A final reaction would be to accept that the goal of continental economic integration is dead and pursue other economic aims. The US would still be a main trading partner of the US if it rejected NAFTA and as a recent study by the Canadian Centre for Policy Alternatives shows 41 percent of Canadian exports to the US would still face no tariffs without NAFTA. However, this may be because of the 1989 Canada-US Free Trade Agreement. US business reaction might be so negative at this point towards Trump that he might find it difficult to reject it as well as NAFTA.

Walkom suggests that the demise of NAFTA would force Canada to search for other markets for its goods and for other trading partners. This would lessen our dependence on the US which Walkom considers would not be such a terrible fate. While Walkom’s view may be correct there are strong reasons why NAFTA should be rejected. Canada is not even attempting to remove some of the key provisions in NAFTA that are very much against the interests of Canadians.

Three provisions were set out in a recent Digital Journal article. In order to protect our crucial water supplies from becoming a commodity the provisions must make it clear that water is not a good, service, or investment. Otherwise Canada would be forced to export bulk water and increase privatization. The US no doubt could see Canadian water as a means of re-hydrating some US states that are very short of water.

Canada also needs to do away with the investor-state settlement provisions (SDS) in Chapter 11 of the treaty. This allows corporations to sue governments if they adopt policies restricting corporate profits. The sections have been used to challenge governments when they pass laws intended to protect people’s health or protect the environment but have negative effects on corporate profits.

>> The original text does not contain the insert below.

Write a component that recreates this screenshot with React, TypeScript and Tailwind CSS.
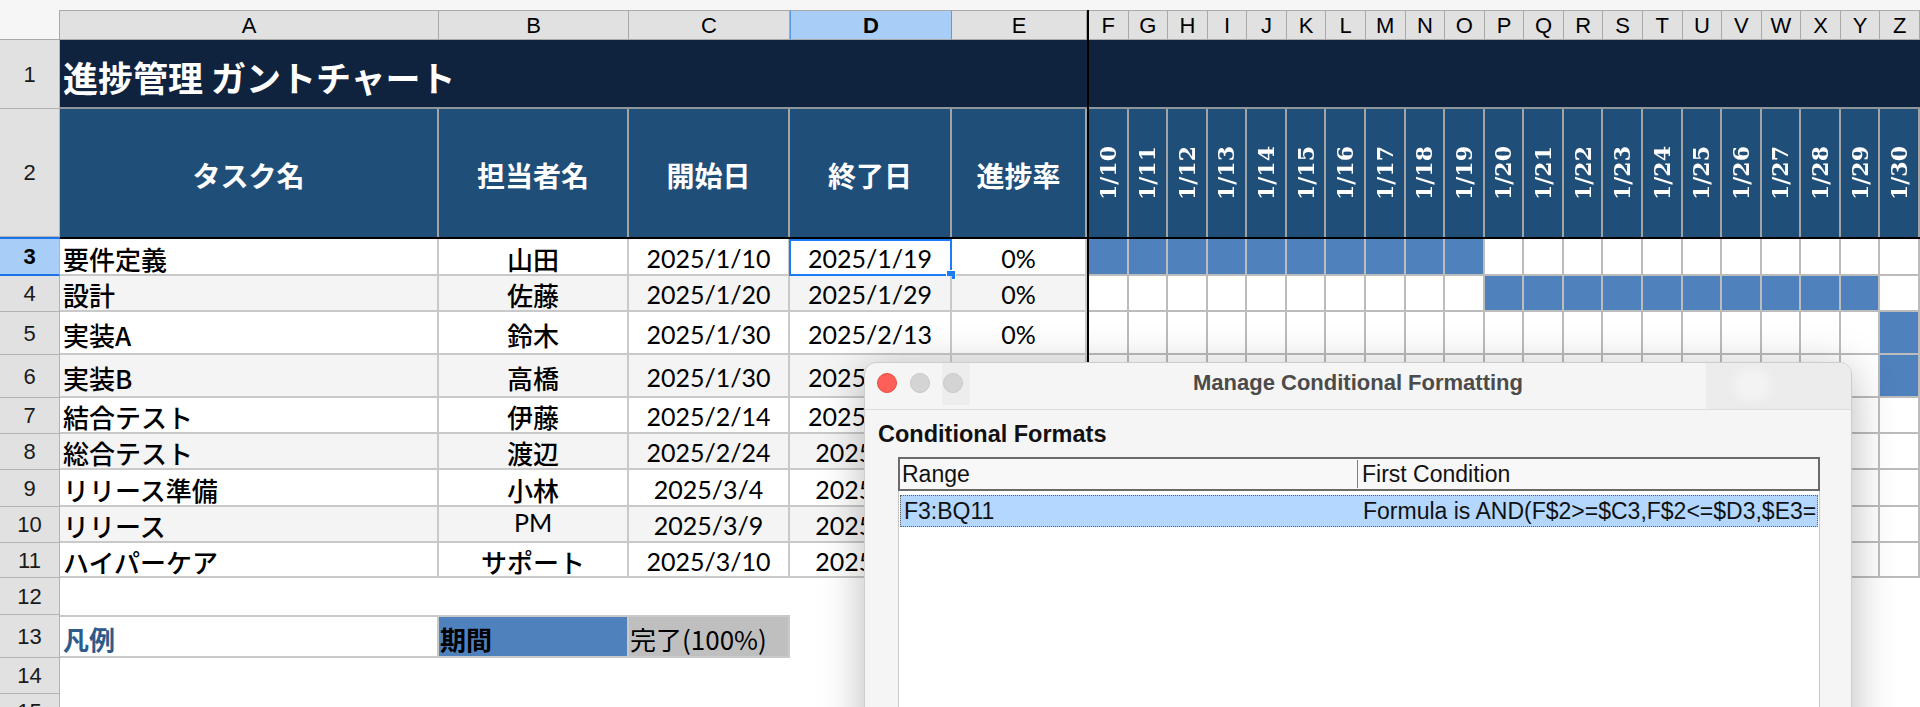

Finally there is the absolutely unfathomable proportionality clause. There is not a mention of this in Canada’s list of priorities. The clause requires that if the government of any member of the agreement cuts energy available for export to another country it must cut the supply to the same extent domestically. Canada gave up its right to give priority to Canadians when it comes to access to scarce energy supplies. An expert on energy notes: .“Proportionality is “unique in all of the world’s treaties,” writes Richard Heinberg, a noted California energy expert… It’s unclear how many other countries the U.S. has tried to impose an energy proportional sharing chapter on, but it is clear none has bitten. Heinberg concludes that “Canada has every reason to repudiate the proportionality clause, and to do so unilaterally and immediately.” Mexico is not subject to the proportionality clause. Some of the new demands the US has made that may scuttle the negotiations are mentioned in the appended videos. One demand, the sunset clause seems quite reasonable to me, although both Mexico and Canada as well as many business leaders are strongly against it. The problem is that Trump’s ideology of America First places US and not global corporations interest first, as well as attempting to get them to produce in the United States. Global business wants agreements favorable to them to last indefinitely without being subject to the threat of a sunset clause or any nationalist demands akin to those of Trump.